Foto: Reuters/S. Sibeko
Ataques no norte de Moçambique
A província de Cabo Delgado continua a ser alvo de grupos armados. Os primeiros ataques foram registados em 2017 e este ano novos episódios de violência aterrorizaram aldeias locais. Pelo menos 300 pessoas já morreram e há centenas de deslocados, segundo as autoridades. A situação também deixa em alerta empresários. A região abriga um megaprojeto de exploração de gás natural.
Foto: DW/A. Chissale
Novo estado federal na Etiópia
Em novembro, 98,5% dos moradores de Sidama, na Etiópia, votaram num referendo para a formação de um novo estado federal e mais autonomia. Os Sidama, quinto maior grupo étnico da Etiópia, espera controlar os recursos da terra, ter voz na política e preservar e fortalecer a sua identidade cultural. Dez outros grupos étnicos manifestaram interesse num referendo semelhante.
Foto: Reuters/T. Negeri
Quem será o novo Presidente da Guiné-Bissau?
Com José Mário Vaz já fora da corrida, a segunda volta das presidenciais disputou-se a 29 de dezembro, entre os favoritos Domingos Simões Pereira e Umaro Sissoco Embaló. Os resultados provisórios deverão ser divulgados pela CNE a 1 de janeiro. A disputa entre Jomav e o Parlamento levou à crise política e económica no país. O novo Presidente terá de resolver isso em 2020.
Foto: DW/B. Darame
Ataques às Nações Unidas na RDC
Manifestantes em Beni, uma cidade no leste congolês, invadiram uma base da ONU no final de novembro e incendiaram o edifício municipal. Alegavam que a missão da ONU no país, a MONUSCO, não está a fazer nada para protegê-los dos ataques rebeldes. A milícia extremista "Forças Democráticas Aliadas" matou e sequestrou dezenas de pessoas na região. A luta em Beni continua.

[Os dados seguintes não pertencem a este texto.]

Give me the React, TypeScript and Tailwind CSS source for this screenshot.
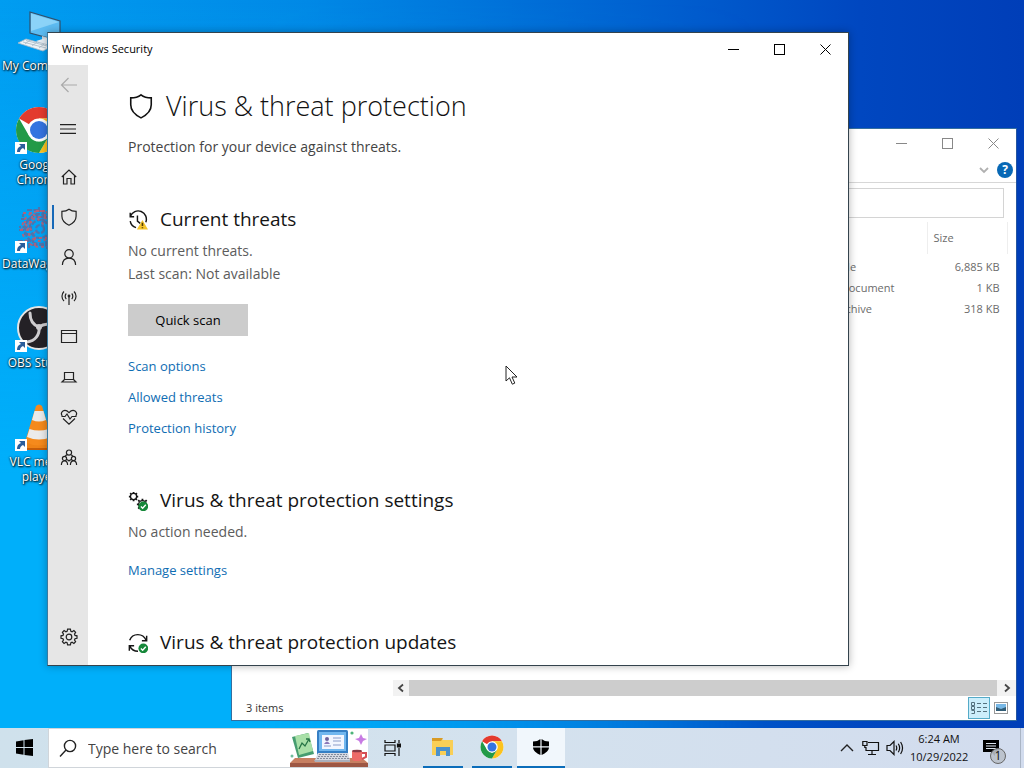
import React from "react";

type Kids = { children: React.ReactNode };

function Line({ size = 18, width = 1.2, children }: Kids & { size?: number; width?: number }) {
  return (
    <svg width={size} height={size} viewBox="0 0 18 18" fill="none" stroke="currentColor" strokeWidth={width} aria-hidden="true">
      {children}
    </svg>
  );
}

const SHIELD = "M9 1.3C7.2 2.7 4.7 3.4 1.9 3.4V8.2C1.9 12.4 4.4 15 9 17.2C13.6 15 16.1 12.4 16.1 8.2V3.4C13.3 3.4 10.8 2.7 9 1.3Z";
const GEAR =
  "M7.6 1.2H10.4L10.9 3.3L12.1 3.8L13.9 2.6L15.6 4.4L14.5 6.1L15 7.4L17 7.8V10.3L15 10.7L14.5 12L15.6 13.7L13.9 15.5L12.1 14.3L10.9 14.8L10.4 16.8H7.6L7.1 14.8L5.9 14.3L4.1 15.5L2.4 13.7L3.5 12L3 10.7L1 10.3V7.8L3 7.4L3.5 6.1L2.4 4.4L4.1 2.6L5.9 3.8L7.1 3.3Z";

function ChromeLogo({ size }: { size: number }) {
  return (
    <svg width={size} height={size} viewBox="0 0 48 48" aria-hidden="true">
      <circle cx="24" cy="24" r="23" fill="#fff" />
      <path d="M24 24L4.1 12.5A23 23 0 0 1 43.9 12.5H24Z" fill="#e33b2e" />
      <path d="M43.9 12.5A23 23 0 0 1 24 47L34 29.7L24 12.5Z" fill="#fcc31e" />
      <path d="M24 47A23 23 0 0 1 4.1 12.5L14 29.7L24 35.5L34 29.7Z" fill="#229a48" />
      <circle cx="24" cy="24" r="11.5" fill="#fff" />
      <circle cx="24" cy="24" r="9" fill="#3474e0" />
    </svg>
  );
}

function ComputerIcon() {
  return (
    <svg width="48" height="48" viewBox="0 0 48 48" aria-hidden="true">
      <path d="M15 5L45 14V34L15 26Z" fill="#5dbcf2" stroke="#31506b" strokeWidth="1.2" />
      <path d="M16 6.5L44 15L16 24Z" fill="#8bd3f8" />
      <path d="M27 29L34 31V36L27 34Z" fill="#c8d5df" />
      <path d="M21 34L31 31L41 36L31 40Z" fill="#e5edf3" />
      <path d="M3 36L11 32L37 39L28 44Z" fill="#eef3f6" stroke="#a7b8c5" strokeWidth=".8" />
      <path d="M8 35L31 41M11 33.5L34 39.5M10 37L15 33M17 39L22 35M24 41L29 37" stroke="#9db2c1" strokeWidth=".7" />
    </svg>
  );
}

function WagonIcon() {
  return (
    <svg width="48" height="48" viewBox="0 0 48 48" fill="none" aria-hidden="true">
      <g stroke="#4f74ad" strokeWidth="2.2" strokeDasharray="5 1.5">
        <path d="M12 5H22V12H35V4M6 14H15V22H4M28 7V18H41M9 29H18V40H30M33 24H43M24 2V9M3 36H14V43M31 30V43H42M38 8V14M4 25H12M8 9V12" />
        <circle cx="25" cy="24" r="9" />
        <circle cx="25" cy="24" r="15" />
        <circle cx="25" cy="24" r="4" />
      </g>
      <g stroke="#b0627c" strokeWidth="1.8" strokeDasharray="3 3">
        <path d="M8 8H17V17H9M21 6H30V14M5 25H14V34M20 41V33H33M37 17V34M10 19L20 28M18 9L30 21" />
        <circle cx="25" cy="24" r="12" />
        <circle cx="25" cy="24" r="18" />
      </g>
    </svg>
  );
}

function ObsIcon() {
  return (
    <svg width="48" height="48" viewBox="0 0 48 48" aria-hidden="true">
      <circle cx="24" cy="24" r="21" fill="#242126" stroke="#e5e5e5" strokeWidth="2" />
      <g fill="none" stroke="#cfcdd0" strokeWidth="3" strokeLinecap="round">
        <path d="M15 9C15 17 18 21 24 23" />
        <path d="M24 23C31 18 38 20 41 26" />
        <path d="M24 23C25 31 20 37 12 38" />
      </g>
      <circle cx="24" cy="23" r="3" fill="#cfcdd0" />
    </svg>
  );
}

function ConeIcon() {
  return (
    <svg width="48" height="48" viewBox="0 0 48 48" aria-hidden="true">
      <path d="M8 36H40L45 46H3Z" fill="#ef8316" />
      <path d="M21 3Q24 0 27 3L38 39Q24 46 10 39Z" fill="#f58a1c" />
      <path d="M19.5 8H28.5L31 17Q24 20 17 17Z" fill="#ebebeb" />
      <path d="M14.5 26Q24 29 33.5 26L36 34Q24 39 12 34Z" fill="#ebebeb" />
      <path d="M3 46H45" stroke="#c75d08" strokeWidth="2" />
    </svg>
  );
}

function Shortcut({ icon, label, badge = true, wide }: { icon: React.ReactNode; label: string; badge?: boolean; wide?: boolean }) {
  return (
    <button className="flex h-[99px] w-full flex-col items-center text-xs leading-[15px] text-white [text-shadow:1px_1px_2px_#000,0_0_2px_#000]">
      <span className="relative mb-[3px]">
        {icon}
        {badge && (
          <span className="absolute bottom-0 left-0 flex size-3 items-center justify-center bg-white">
            <svg width="10" height="10" viewBox="0 0 10 10" aria-hidden="true">
              <path d="M3 1H9V7L7 5C5 6 4 7 4 9H1C1 6 2 4 5 3Z" fill="#2a5d9b" />
            </svg>
          </span>
        )}
      </span>
      <span className={wide ? "w-full pl-px text-left" : "w-16 text-center"}>{label}</span>
    </button>
  );
}

function WindowButtons({ label }: { label: string }) {
  return (
    <div className="flex h-full">
      <button aria-label={`Minimize ${label}`} className="flex w-[46px] items-center justify-center">
        <svg width="11" height="11" stroke="currentColor" fill="none"><path d="M0 5.5H11" /></svg>
      </button>
      <button aria-label={`Maximize ${label}`} className="flex w-[46px] items-center justify-center">
        <svg width="11" height="11" stroke="currentColor" fill="none"><rect x=".5" y=".5" width="10" height="10" /></svg>
      </button>
      <button aria-label={`Close ${label}`} className="flex w-[46px] items-center justify-center">
        <svg width="11" height="11" stroke="currentColor" fill="none"><path d="M.5 .5L10.5 10.5M10.5 .5L.5 10.5" /></svg>
      </button>
    </div>
  );
}

const files = [
  { type: "TAR File", size: "6,885 KB" },
  { type: "Text Document", size: "1 KB" },
  { type: "ZIP archive", size: "318 KB" },
];

function ExplorerWindow() {
  return (
    <section aria-label="File Explorer" className="absolute top-32 right-[7px] bottom-[7px] left-[231px] flex flex-col border border-[#356f9f] border-r-[#2455a0] bg-white text-[11px] text-[#6b6b6b]">
      <div className="flex h-[29px] shrink-0 justify-end text-[#888]"><WindowButtons label="File Explorer" /></div>
      <div className="flex h-[25px] shrink-0 items-center justify-end gap-2 border-b border-[#d7d7d7] pr-[3px]">
        <button aria-label="Expand ribbon">
          <svg width="10" height="8" fill="none" stroke="#b0b0b0" strokeWidth="1.8"><path d="M1 2L5 6L9 2" /></svg>
        </button>
        <button aria-label="Help" className="flex size-4 items-center justify-center rounded-full bg-[#0868b5] text-xs font-bold text-white">?</button>
      </div>
      <input aria-label="Address" className="mt-[5px] mr-3 ml-40 h-[30px] shrink-0 border border-[#d4d4d4]" />
      <table className="mt-1 mr-2 ml-auto w-48 table-fixed">
        <thead>
          <tr className="h-8">
            <th className="w-[111px] border-r border-[#eee]" aria-label="Type" />
            <th className="border-r border-[#eee] pl-1.5 text-left font-normal">Size</th>
          </tr>
        </thead>
        <tbody className="before:block before:h-[3px]">
          {files.map((f) => (
            <tr key={f.size} className="h-[21px]">
              <td className="whitespace-nowrap">{f.type}</td>
              <td className="pr-2 text-right whitespace-nowrap">{f.size}</td>
            </tr>
          ))}
        </tbody>
      </table>
      <div className="mt-auto ml-[161px] flex h-4 shrink-0 bg-[#f2f2f2] text-[#444]">
        <button aria-label="Scroll left" className="flex w-4 items-center justify-center">
          <svg width="8" height="10" fill="none" stroke="currentColor" strokeWidth="1.8"><path d="M6 1.5L2 5L6 8.5" /></svg>
        </button>
        <div className="flex-1 bg-[#cdcdcd]" />
        <button aria-label="Scroll right" className="flex w-[19px] items-center justify-center">
          <svg width="8" height="10" fill="none" stroke="currentColor" strokeWidth="1.8"><path d="M2 1.5L6 5L2 8.5" /></svg>
        </button>
      </div>
      <div className="flex h-6 shrink-0 items-center pr-1 pl-3.5 text-[#333]">
        <span className="flex-1">3 items</span>
        <button aria-label="Details view" className="flex size-[22px] items-center justify-center border border-[#55abc8] bg-[#cceefb]">
          <svg width="16" height="14" fill="none" stroke="#55717e"><path d="M.5 1.5H3.5V4.5H.5ZM.5 5.5H3.5V8.5H.5ZM.5 9.5H3.5V12.5H.5M6 2.5H10M12 2.5H16M6 6.5H10M12 6.5H16M6 10.5H10M12 10.5H16" /></svg>
        </button>
        <button aria-label="Thumbnail view" className="flex h-[22px] w-[22px] items-center justify-center">
          <svg width="14" height="12"><rect x=".5" y=".5" width="13" height="11" fill="#fff" stroke="#999" /><path d="M2 2H12V9H2Z" fill="#78b8e6" /><path d="M2 5L7 7L12 5V9H2Z" fill="#315c75" /></svg>
        </button>
      </div>
    </section>
  );
}

const navItems = [
  { label: "Home", icon: <path d="M1.8 9L9 2L16.2 9M3.5 7.5V16H7V10.5H11V16H14.5V7.5" /> },
  { label: "Virus & threat protection", icon: <path d={SHIELD} /> },
  { label: "Account protection", icon: <><circle cx="9" cy="5.8" r="4.2" /><path d="M2.4 17C2.6 12.8 5 10.2 9 10.2S15.4 12.8 15.6 17" /></> },
  { label: "Firewall & network protection", icon: <><path d="M9 8V17M6.3 11.2C4.8 9.7 4.8 7 6.3 5.5M11.7 11.2C13.2 9.7 13.2 7 11.7 5.5M4 13C1.3 10.4 1.3 6 4 3.5M14 13C16.7 10.4 16.7 6 14 3.5" /><circle cx="9" cy="8" r=".8" /></> },
  { label: "App & browser control", icon: <path d="M1.5 2.5H16.5V14.5H1.5ZM1.5 5.5H16.5" /> },
  { label: "Device security", icon: <path d="M4.5 4.5H13.5V11.5H4.5ZM4.5 11.5L2 14H16L13.5 11.5" /> },
  { label: "Device performance & health", icon: <path d="M2.2 8C-.3 4 4.5-.2 9 4.6C13.5-.2 18.3 4 15.8 8M3 10.5L9 16.2L15 10.5M1.5 8.5H5L7 6L10 11L12 8.5H16.5" /> },
  { label: "Family options", icon: <><circle cx="9" cy="4.6" r="2.6" /><circle cx="4.5" cy="10.4" r="2.1" /><circle cx="13.5" cy="10.4" r="2.1" /><path d="M1.4 17C1.4 11.4 7.6 11.4 7.6 17M10.4 17C10.4 11.4 16.6 11.4 16.6 17M5.3 8.3C5.6 7.6 6.3 7 7.2 6.9M12.7 8.3C12.4 7.6 11.7 7 10.8 6.9M7.2 11.5L9 13L10.8 11.5" /></> },
];

function NavButton({ label, children, active }: Kids & { label: string; active?: boolean }) {
  return (
    <button aria-label={label} className="flex h-10 w-full shrink-0 items-center">
      <span className={active ? "ml-1 h-6 w-0.5 bg-[#1769b8]" : "ml-1 h-6 w-0.5"} />
      <span className="ml-1.5">{children}</span>
    </button>
  );
}

function CheckBadge() {
  return <><circle cx="13.8" cy="13.8" r="4.4" fill="#16883a" stroke="none" /><path d="M11.6 13.9L13.2 15.5L16 12.4" stroke="#fff" strokeWidth="1.2" /></>;
}

function ThreatIcon() {
  return (
    <Line size={20} width={1.3}>
      <path d="M2.2 5.5A7.4 7.4 0 1 1 16 11M2 2.5V6H5.5M2 10A7.5 7.5 0 0 0 7.2 15.9M8.5 5V10L11 12" />
      <path d="M13 9L18 17.5H8Z" fill="#f5c52b" stroke="none" />
      <path d="M13 11.5V14.5M13 15.5V16.5" stroke="#513b00" strokeWidth="1.4" />
    </Line>
  );
}

function GearsIcon() {
  return (
    <Line size={20}>
      <circle cx="5" cy="5" r="2.8" />
      <path d="M5 .8V2.2M5 7.8V9.2M.8 5H2.2M7.8 5H9.2M2 2L3 3M7 7L8 8M8 2L7 3M2 8L3 7" strokeWidth="1.6" />
      <circle cx="13" cy="12" r="3.4" />
      <path d="M13 7V8.5M9.2 8.2L10.3 9.3M8 12H9.5M9.2 15.8L10.4 14.6M16.8 8.2L15.7 9.3" strokeWidth="1.6" />
      <CheckBadge />
    </Line>
  );
}

function UpdateIcon() {
  return (
    <Line size={20} width={1.3}>
      <path d="M1.5 6.5C4-.2 13.5-.2 16.3 6.5M16.8 2.5V7H12.5M1.2 16V11.5H5.5M1.6 11.8C3 14.7 5.5 16.5 9 16.5" />
      <CheckBadge />
    </Line>
  );
}

function SectionTitle({ icon, children }: Kids & { icon: React.ReactNode }) {
  return <h2 className="flex h-[34px] items-center gap-3 text-[19px] text-[#151515]">{icon}{children}</h2>;
}

function TextLink({ children }: Kids) {
  return <a href="#" className="block w-fit text-[13px] leading-5 text-[#0f6db3]">{children}</a>;
}

function SecurityWindow() {
  return (
    <section aria-label="Windows Security" className="absolute top-8 right-[175px] bottom-[62px] left-[47px] flex flex-col border border-[#34434d] border-l-[#3979a0] bg-white shadow-[0_0_8px_rgba(0,0,0,0.3)]">
      <header className="flex h-8 shrink-0 items-center justify-between pl-3.5 text-[11px] text-black">
        <span>Windows Security</span>
        <WindowButtons label="Windows Security" />
      </header>
      <div className="flex min-h-0 flex-1">
        <nav className="flex w-10 shrink-0 flex-col bg-[#e6e6e6] pb-2 text-[#222]">
          <div className="text-[#aaa]"><NavButton label="Back"><Line><path d="M17 9H1.5M8.5 2L1.5 9L8.5 16" /></Line></NavButton></div>
          <div className="mt-1 mb-2"><NavButton label="Menu"><Line size={16} width={1.3}><path d="M0 4H18M0 9H18M0 14H18" /></Line></NavButton></div>
          {navItems.map((n, i) => <NavButton key={n.label} label={n.label} active={i === 1}><Line>{n.icon}</Line></NavButton>)}
          <div className="mt-auto"><NavButton label="Settings"><Line><path d={GEAR} /><circle cx="9" cy="9" r="2.8" /></Line></NavButton></div>
        </nav>
        <main className="flex-1 overflow-hidden px-10 pt-[21px] text-sm text-[#5c5c5c]">
          <h1 className="flex h-10 items-center gap-3 text-[27px] font-light text-[#111]"><Line size={26} width={1.1}><path d={SHIELD} /></Line>Virus &amp; threat protection</h1>
          <p className="mt-[11px] leading-5 text-[#444]">Protection for your device against threats.</p>
          <div className="mt-[46px]">
            <SectionTitle icon={<ThreatIcon />}>Current threats</SectionTitle>
            <p className="mt-0.5 leading-[23px]">No current threats.<br />Last scan: Not available</p>
            <button className="mt-[19px] h-8 w-[120px] bg-[#cccccc] text-[13px] text-black">Quick scan</button>
            <div className="mt-5 flex flex-col gap-[11px]">
              <TextLink>Scan options</TextLink>
              <TextLink>Allowed threats</TextLink>
              <TextLink>Protection history</TextLink>
            </div>
          </div>
          <div className="mt-[46px]">
            <SectionTitle icon={<GearsIcon />}>Virus &amp; threat protection settings</SectionTitle>
            <p className="mt-0.5 mb-[17px] leading-[23px]">No action needed.</p>
            <TextLink>Manage settings</TextLink>
          </div>
          <div className="mt-[46px]">
            <SectionTitle icon={<UpdateIcon />}>Virus &amp; threat protection updates</SectionTitle>
          </div>
        </main>
      </div>
    </section>
  );
}

function DeskArt() {
  return (
    <svg width="78" height="38" viewBox="0 0 78 38" className="shrink-0" aria-hidden="true">
      <path d="M5 29H72L78 34V38H0V34Z" fill="#c77f61" /><path d="M0 34H78V38H0Z" fill="#9d5744" />
      <path d="M2 8L18 4L24 25L8 29Z" fill="#469d70" /><path d="M5 7L19 4L23 22L9 26Z" fill="#a9e0a8" />
      <path d="M9 20L12 14L15 17L19 10M16 10L19 10L20 13" fill="none" stroke="#267446" strokeWidth="1.3" />
      <rect x="27" y="1" width="31" height="25" rx="1.5" fill="#357fc4" /><rect x="29" y="3" width="27" height="19" fill="#71b7ef" />
      <rect x="32" y="6" width="22" height="14" fill="#f2f6ff" /><circle cx="37" cy="10" r="2" fill="#6e629e" /><path d="M34 15Q37 10 40 15Z" fill="#8c78b9" />
      <path d="M43 9H51M43 12H51M34 17H41M43 16H51" stroke="#899cca" strokeWidth="1.2" />
      <path d="M28 24H58L60 31H25Z" fill="#d5d9e2" /><path d="M29 25.5H57M28 27.5H58M27 29.5H59" stroke="#858d9c" strokeDasharray="2 1" /><path d="M24 31H60V33H25Z" fill="#aab0bd" />
      <path d="M62 22H72V29Q72 32 69 32H65Q62 32 62 29Z" fill="#ed6b68" /><path d="M72 24H76V28L72 30" stroke="#d54d54" strokeWidth="2" fill="none" /><ellipse cx="67" cy="22" rx="5" ry="1.3" fill="#883a45" />
      <path d="M71 5L73 9L77 10L73 12L71 16L69 12L65 10L69 9Z" fill="#c77be3" /><circle cx="62" cy="4" r="1.6" fill="#4db479" /><circle cx="2" cy="27" r="1.5" fill="#70bd9c" />
    </svg>
  );
}

function Task({ label, running, active, children }: Kids & { label: string; running?: boolean; active?: boolean }) {
  return (
    <button aria-label={label} className={active ? "flex h-full w-12 flex-col items-center bg-[#f1f7fc]" : "flex h-full w-12 flex-col items-center"}>
      <span className="flex flex-1 items-center">{children}</span>
      <span className={active ? "h-0.5 w-full bg-[#0b6dba]" : running ? "h-0.5 w-10 bg-[#0b6dba]" : "h-0.5"} />
    </button>
  );
}

function Taskbar() {
  return (
    <footer className="flex h-10 shrink-0 bg-linear-to-r from-[#cfe1ec] via-[#d4e2ee] to-[#d2dcee] text-[#111]">
      <Task label="Start">
        <svg width="17" height="17" fill="#000"><path d="M0 2.4L7.5 1.3V8H0ZM8.5 1.1L17 0V8H8.5ZM0 9H7.5V15.7L0 14.6ZM8.5 9H17V17L8.5 15.9Z" /></svg>
      </Task>
      <div className="flex w-80 items-end border border-r-0 border-[#d0d5da] bg-white">
        <label htmlFor="search" className="mr-2.5 self-center pl-2.5">
          <svg width="19" height="19" fill="none" stroke="#222" strokeWidth="1.4"><circle cx="11" cy="7" r="5.6" /><path d="M7 11L1 17.5" /></svg>
        </label>
        <input id="search" aria-label="Search" placeholder="Type here to search" className="h-full min-w-0 flex-1 bg-transparent text-sm outline-none placeholder:text-[#444]" />
        <DeskArt />
      </div>
      <Task label="Task View">
        <svg width="17" height="17" fill="none" stroke="#111" strokeWidth="1.2"><path d="M1 1V3.5H11V1M1 6H11V12H1ZM1 17V14.5H11V17M15 1V4M15 9V17" /><path d="M13.5 5H16.5V8H13.5Z" fill="#111" /></svg>
      </Task>
      <div className="ml-[3px] flex gap-px">
        <Task label="File Explorer" running>
          <svg width="22" height="20" viewBox="0 0 22 20"><path d="M0 1H9L11 3H21V18H0Z" fill="#f9cf56" /><path d="M0 1H11L9 4H0Z" fill="#d99b25" /><path d="M4 10H18V19H14V14H8V19H4Z" fill="#4b91cc" /></svg>
        </Task>
        <Task label="Google Chrome" running><ChromeLogo size={24} /></Task>
        <Task label="Windows Security" active>
          <svg width="18" height="18" viewBox="0 0 18 18"><path d="M8.4 1V8.3H1V3.5C4 3.5 6.5 2.7 8.4 1ZM9.6 1C11.5 2.7 14 3.5 17 3.5V8.3H9.6ZM1 9.5H8.4V17C4 15 1.3 12.8 1 9.5ZM9.6 9.5H17C16.7 12.8 14 15 9.6 17Z" /></svg>
        </Task>
      </div>
      <div className="ml-auto flex items-center">
        <button aria-label="Show hidden icons" className="mr-2"><svg width="14" height="10" fill="none" stroke="#222" strokeWidth="1.4"><path d="M1 8L7 2L13 8" /></svg></button>
        <button aria-label="Network" className="mr-1.5"><svg width="18" height="16" fill="none" stroke="#111" strokeWidth="1.2"><path d="M6 2.5H16.5V10.5H4V7M10 10.5V14M6 14.5H14M.8 1.5H5V5.5H.8ZM2.8 5.5V8" /></svg></button>
        <button aria-label="Volume" className="mr-1.5"><svg width="18" height="16" fill="none" stroke="#111" strokeWidth="1.2"><path d="M1 5.5H4L8 1.5V14.5L4 10.5H1ZM10 5.5Q11.5 8 10 10.5M12.3 3.8Q15 8 12.3 12.2M14.6 2Q18.5 8 14.6 14" /></svg></button>
        <time dateTime="2022-10-29T06:24" className="w-[58px] text-center text-[11px] leading-[18px] whitespace-nowrap">6:24 AM<br />10/29/2022</time>
        <button aria-label="1 notification" className="relative mr-4 ml-3 size-6">
          <svg width="18" height="18" viewBox="0 0 18 18" className="ml-0.5"><path d="M1 1H17V13H13V17L9 13H1Z" /><path d="M4 4.5H14M4 7H14M4 9.5H14" stroke="#dce4ee" /></svg>
          <span className="absolute -right-0.5 -bottom-1 flex size-4 items-center justify-center rounded-full border border-[#666] bg-[#b9c0c9]/90 text-xs">1</span>
        </button>
        <span className="h-10 w-1 border-l border-[#aab5c5]" />
      </div>
    </footer>
  );
}

export default function App() {
  return (
    <div className="flex h-screen flex-col overflow-hidden font-['Open_Sans','Noto_Sans',sans-serif]">
      <div className="relative min-h-0 flex-1 bg-[linear-gradient(90deg,#009df1_0%,#0089e6_30%,#005bcd_68%,#0047c0_84%,#003eb8_100%)]">
        <div className="absolute inset-0 bg-[linear-gradient(180deg,transparent,#00affa_65%)] mask-[linear-gradient(90deg,black_25%,transparent_75%)]" />
        <div className="absolute top-[7px] left-px w-[76px]">
          <Shortcut icon={<ComputerIcon />} label="My&nbsp;Computer" badge={false} wide />
          <Shortcut icon={<ChromeLogo size={48} />} label="Google Chrome" />
          <Shortcut icon={<WagonIcon />} label="DataWagon" wide />
          <Shortcut icon={<ObsIcon />} label="OBS&nbsp;Studio" />
          <Shortcut icon={<ConeIcon />} label="VLC&nbsp;media player" />
        </div>
        <ExplorerWindow />
        <SecurityWindow />
        <svg width="14" height="21" viewBox="0 0 14 21" className="absolute top-[365px] left-[505px]" aria-hidden="true">
          <path d="M1 1V16L4.5 12.8L7.3 19.2L9.8 18.1L7 12H12Z" fill="#fff" stroke="#222" />
        </svg>
      </div>
      <Taskbar />
    </div>
  );
}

Foto: Reuters/File Photo/O. Oleksandr
"Arquiteto" das dívidas ocultas ilibado nos EUA
Jean Boustani, tido como o principal mentor no caso das dívidas ocultas, foi considerado inocente em julgamento nos EUA. Entretanto, a Justiça norte-americana quer também julgar o ex-ministro das Finanças de Moçambique, por alegado envolvimento nas dívidas ocultas. Manuel Chang está detido na África do Sul desde dezembro de 2018, com pedidos de extradição para Moçambique e para os EUA.
Foto: Reuters/E. Munoz
Protestos no Zimbabué
O ano começa e termina com protestos no Zimbabué. Depois de o preço dos combustíveis ter subido 130%, milhares de pessoas saíram às ruas e houve escassez de alimentos nos mercados. Foram também demitidos 211 dos 1.550 médicos do país por protestarem por melhores salários e condições de trabalho. Dizem que os seus salários - menos de 200 dólares por mês - são insuficientes para sobreviver.